Reviving earlier complaints, it blamed the journalists themselves and their employers, Khodorkovsky’s Investigation Management Center, for taking inadequate security precautions for a conflict zone and not informing the Russian embassy about the real reason for their visit. It claimed that the Russian embassy “might have provided assistance” with security “and would possibly have prevented such tragic consequences.”
On July 31, Russian Foreign Ministry spokeswoman Maria Zakharova addressed one of Gordienko’s central criticisms – the lack of a forensic analysis on the clothes Djemal, Rastorguyev, and Radchenko were wearing at the time of their deaths.
These and other personal items still have not been sent to Moscow from the Russian embassy in the Central African Republic for forensic analysis, Gordienko alleged to Current Time.
The Russian government excluded the use of a diplomatic pouch, she claimed, while the Ministry of Defense reportedly told state investigators “that Russian planes don’t fly” to the Central African Republic. The state-run Investigative Committee said it could not afford the shipment, she added.
“Of course, if they had been interested, these things would have been here a long time ago,” Gordienko commented.
In response to Gordienko's Novaya Gazeta article, Zakharova asserted on Facebook that the journalists’ “personal items” already have been sent to Moscow.
She termed Gordienko’s accusations “an example of routine lying,” adding that the journalist had not contacted the foreign ministry for comment.
Gordienko has asked Zakharova to let “your Facebook” know when the journalists’ belongings arrive in Moscow. She identified a state investigator as the source of her information about reasons for the past delay.
But the clothes are not her only concern.
Gordienko emphasized that only a few shells were found at the crime scene, even though the victims appear to have been shot multiple times. Nor is there yet an explanation for why grass at the site was burned a few days after their murder, she noted.
“It seems that this murder was completely professional,” she commented.
Gordienko said that Rastoguryev’s and Radchenko’s parents and she have also requested, without success, that the Investigative Committee again question Kirill Romanovsky, a reporter for the Prigozhin-associated Federal News Agency who allegedly put the journalists in contact with a local fixer. The fixer, known as Martin, reportedly secured for them the driver they used during their reporting.
A July 30 report by the Khodorkovsky-financed Dossier Centre stated that messaging and phone data indicate that this driver, Bienvenue Douvokama, remained in constant phone contact with a police officer, Emmanuel Kotofio, the day of the murder.
It further asserted that Gordienko’s husband and his colleagues had been under constant government surveillance from the moment of their arrival in the Central African Republic.

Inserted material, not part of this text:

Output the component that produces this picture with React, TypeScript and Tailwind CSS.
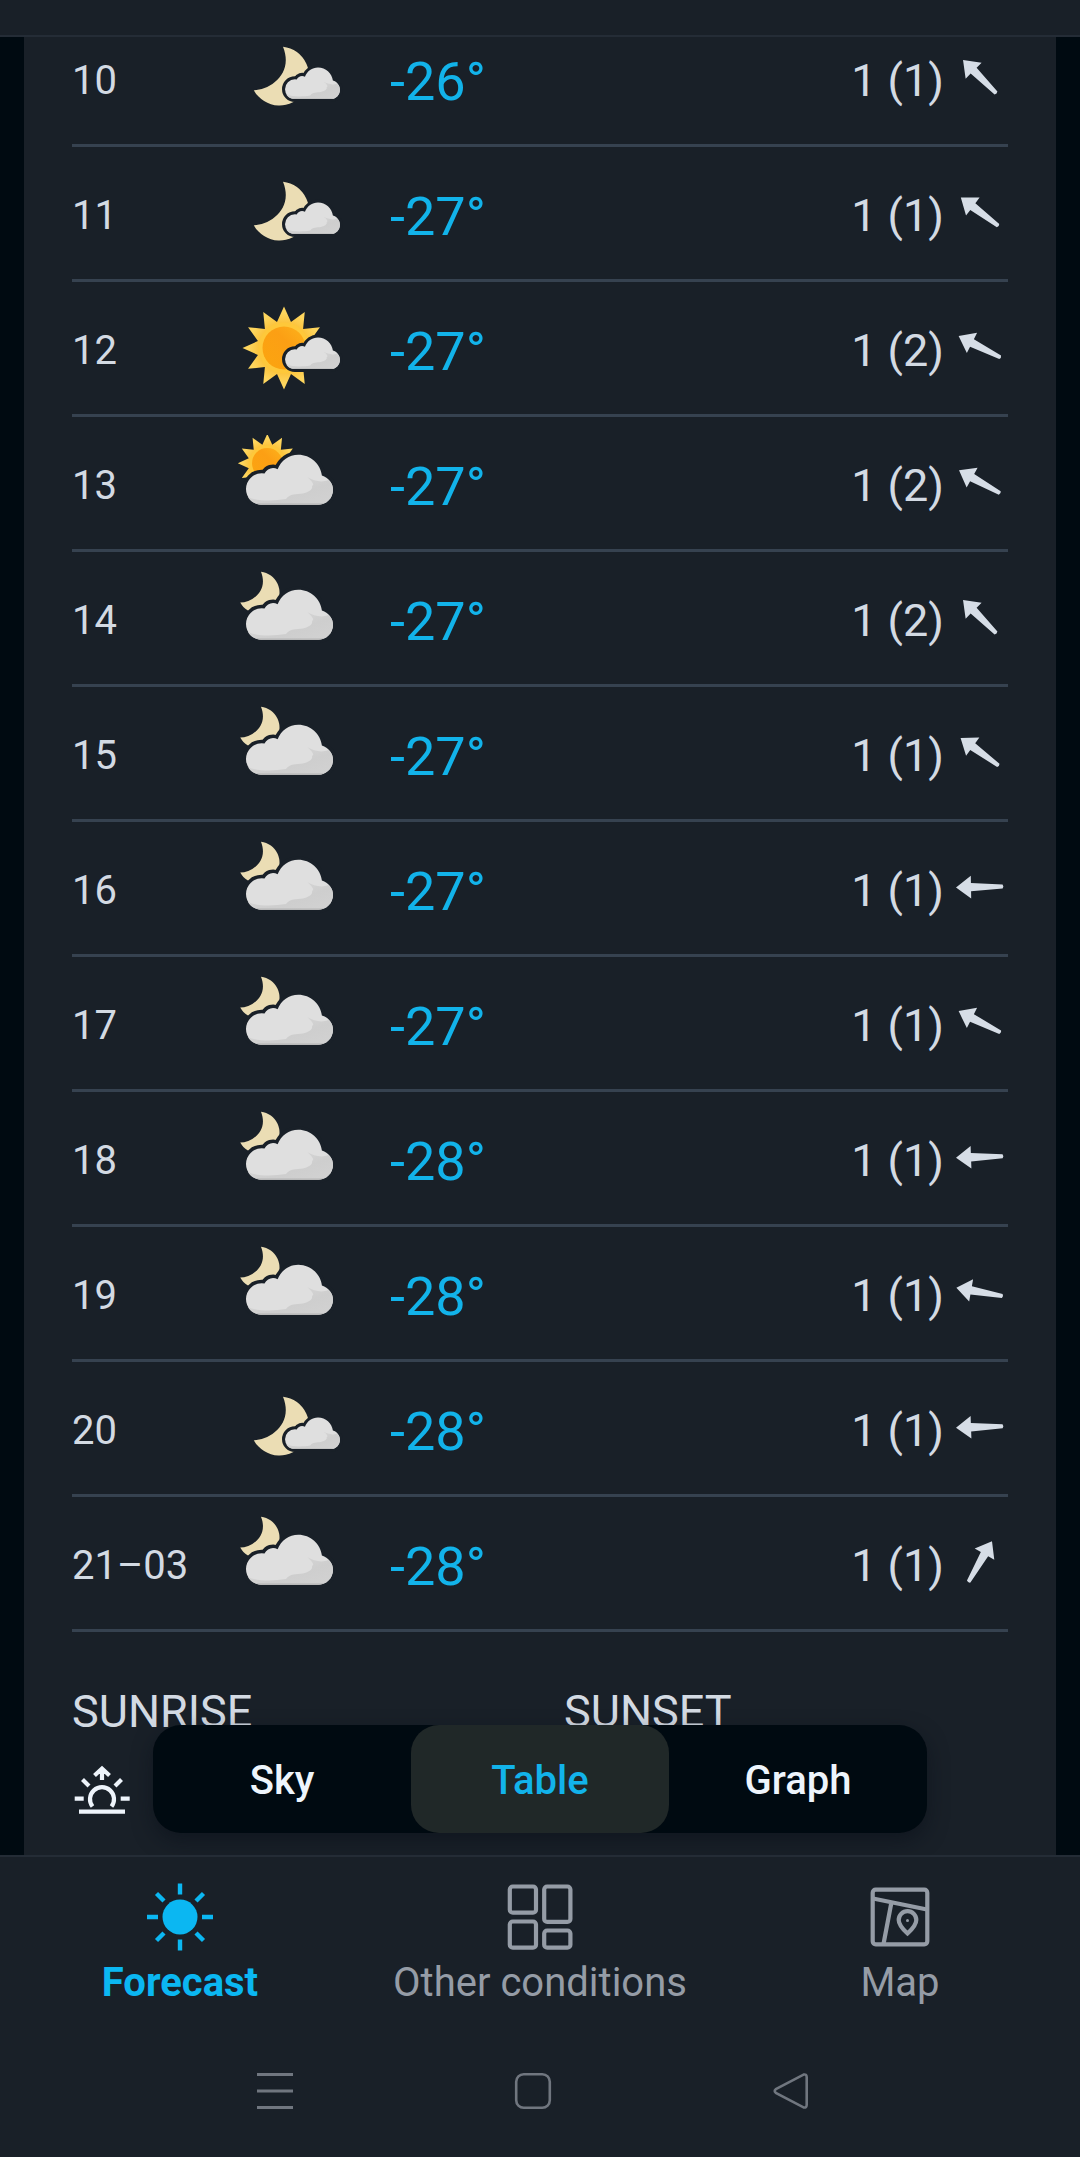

The report alleges that Kotofio stayed in touch with one Aleksandr Sotov, identified as a ChVK Vagner “instructor in surveillance, counter-surveillance, recruitment and intelligence.” The Centre claims that Sotov was communicating with Valery Zakharov, a Russian national security advisor to the president’s office, whom the news site Fontanka.ru has linked to Prigozhin.
Gordienko said that the Invetigative Committee also has turned down requests for investigators to question Sotov and Zakharov.
She asked that the Investigative Committee send representatives to the Central African Republic for further investigation.
The Investigative Committee itself does not appear to have responded publicly yet to Gordienko’s allegations of neglect. Information about the case on its website has not been updated since January 19.
That month, Committee spokeswoman Svetlana Petrenko charged that the Investigation Management Center was “initiating media reports” on the case and accusing “the innocent” in order “to justify the mistakes it made during preparations for the trip.”
Russian Foreign Ministry spokesperson Maria Zakharova earlier had stated that her ministry places “particular importance on this case.”
At this June’s St. Petersburg International Economic Forum, Russian Foreign Minister Sergei Lavrov urged the Central African Republic’s foreign minister, Sylvie Baipo-Temon, to accelerate the investigation into the journalists’ death, TASS reported.
Despite such statements, Gordienko believes that the government “will never investigate this case.”
Nonetheless, she emphasized, her friends and those of her late husband intend to persevere.
“[W]e won’t drop this so long as we haven’t found the people immediately connected to this murder; particularly those who gave such an order,” she said.